Der amtierende Gouverneur von Kundus, Hamdullah Daneschi. Foto: dpa

Der Fall von Kundus hat die Nato aufgeschreckt. Erstmals haben die Taliban für wenige Tage eine Provinzhauptstadt in Afghanistan erobert. Der Gouverneur ruft nun um Hilfe.

Kundus - Nach der Taliban-Offensive in Kundus hat der amtierende Gouverneur die Rückkehr der Bundeswehr in die Unruheprovinz gefordert. „Wir machen sie nicht für den Fall von Kundus verantwortlich, aber wir sind enttäuscht darüber, dass sie uns alleine gelassen haben“, sagte Hamdullah Daneschi der Deutschen Presse-Agentur am Telefon. „Wir würden uns sehr wünschen, dass die Deutschen zurückkommen.“

Amnesty International warf den Taliban Morde, Vergewaltigungen und Entführungen nach der Eroberung von Kundus vor. Im Osten Afghanistans kamen beim Absturz eines Militär-Transportflugzeugs sechs US-Soldaten und fünf Zivilisten ums Leben. Die radikalislamischen Taliban behaupteten, den Flieger abgeschossen zu haben.

Die Aufständischen hatten Kundus Anfang der Woche erobert, wurden am Donnerstag aber wieder von Regierungstruppen vertrieben.

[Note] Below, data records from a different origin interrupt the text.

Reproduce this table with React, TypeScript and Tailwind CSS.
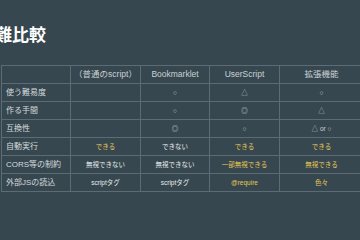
const rows: { label: string; cells: { text: string; yellow?: boolean; sym?: boolean }[] }[] = [
  { label: '使う難易度', cells: [{ text: '' }, { text: '○', sym: true }, { text: '△', sym: true }, { text: '○', sym: true }] },
  { label: '作る手間', cells: [{ text: '' }, { text: '○', sym: true }, { text: '◎', sym: true }, { text: '△', sym: true }] },
  { label: '互換性', cells: [{ text: '' }, { text: '◎', sym: true }, { text: '○', sym: true }, { text: '△ or ○', sym: true }] },
  {
    label: '自動実行',
    cells: [{ text: 'できる', yellow: true }, { text: 'できない' }, { text: 'できる', yellow: true }, { text: 'できる', yellow: true }],
  },
  {
    label: 'CORS等の制約',
    cells: [{ text: '無視できない' }, { text: '無視できない' }, { text: '一部無視できる', yellow: true }, { text: '無視できる', yellow: true }],
  },
  {
    label: '外部JSの読込',
    cells: [{ text: 'scriptタグ' }, { text: 'scriptタグ' }, { text: '@require', yellow: true }, { text: '色々', yellow: true }],
  },
];

const headers = ['', '（普通のscript）', 'Bookmarklet', 'UserScript', '拡張機能'];

export default function App() {
  return (
    <div className="w-[360px] h-[240px] overflow-hidden bg-[#37474f] font-['Liberation_Sans','Noto_Sans_CJK_JP',sans-serif] text-[#d5dbde]">
      {/* Title (cut off at the slide's left edge) */}
      <div className="pt-[25px] h-[65px]">
        <h1 className="ml-[-5px] text-[17px] leading-[22px] font-bold text-white whitespace-nowrap">難比較</h1>
      </div>

      {/* Comparison table */}
      <table className="ml-px w-[362px] table-fixed border-collapse">
        <colgroup>
          <col className="w-[69px]" />
          <col className="w-[70px]" />
          <col className="w-[69px]" />
          <col className="w-[70px]" />
          <col className="w-[84px]" />
        </colgroup>
        <thead>
          <tr className="h-[18px]">
            {headers.map((h, i) => (
              <th key={i} className="border border-[#5d6c74] p-0 text-[8.5px] font-normal text-[#c9d1d5] text-center whitespace-nowrap">
                {h}
              </th>
            ))}
          </tr>
        </thead>
        <tbody>
          {rows.map((row) => (
            <tr key={row.label} className="h-[18px]">
              <td className="border border-[#5d6c74] p-0 pl-[4px] text-[8px] text-[#d5dbde] whitespace-nowrap">{row.label}</td>
              {row.cells.map((c, i) => (
                <td
                  key={i}
                  className={
                    'border border-[#5d6c74] p-0 text-center whitespace-nowrap ' +
                    (c.sym ? 'text-[6.5px] text-[#c9d1d5] ' : 'text-[6.5px] ') +
                    (c.yellow ? 'text-[#e6c75a]' : c.sym ? '' : 'text-[#e8ecee]')
                  }
                >
                  {c.text}
                </td>
              ))}
            </tr>
          ))}
        </tbody>
      </table>
    </div>
  );
}
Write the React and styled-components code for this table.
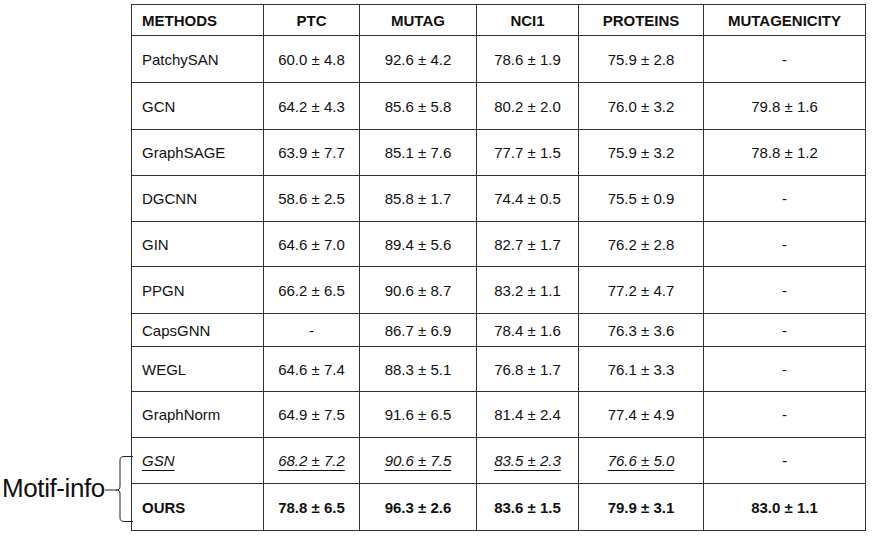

Die Bundeswehr war vor zwei Jahren aus der Provinz abgezogen. Rund 700 deutschen Soldaten sind 150 Kilometer entfernt in Masar-i-Scharif stationiert.

„Wir haben den Deutschen mehrfach gesagt, dass wir sehr besorgt über ihren Abzug sind“, sagte Daneschi. „Wir wussten, dass wir die Lage nicht alleine würden kontrollieren können. Aber sie haben uns alleine gelassen. Die Entscheidung, aus Kundus abzuziehen, war verfrüht.“

Daneschi erhob auch Vorwürfe gegen die Zentralregierung von Präsident Aschraf Ghani in Kabul. „Warum hat die Regierung nicht aufgepasst, als wir unsere Sorgen ausgedrückt haben?“

Amnesty forderte einen Sicherheitskorridor, damit Zivilisten die Stadt verlassen könnten. Zudem müssten Hilfsorganisationen besseren Zugang zu den Opfern bekommen. Die Hilfsorganisation Ärzte ohne Grenzen beklagte eine schlechte Versorgung der Krankenhäuser in der Stadt.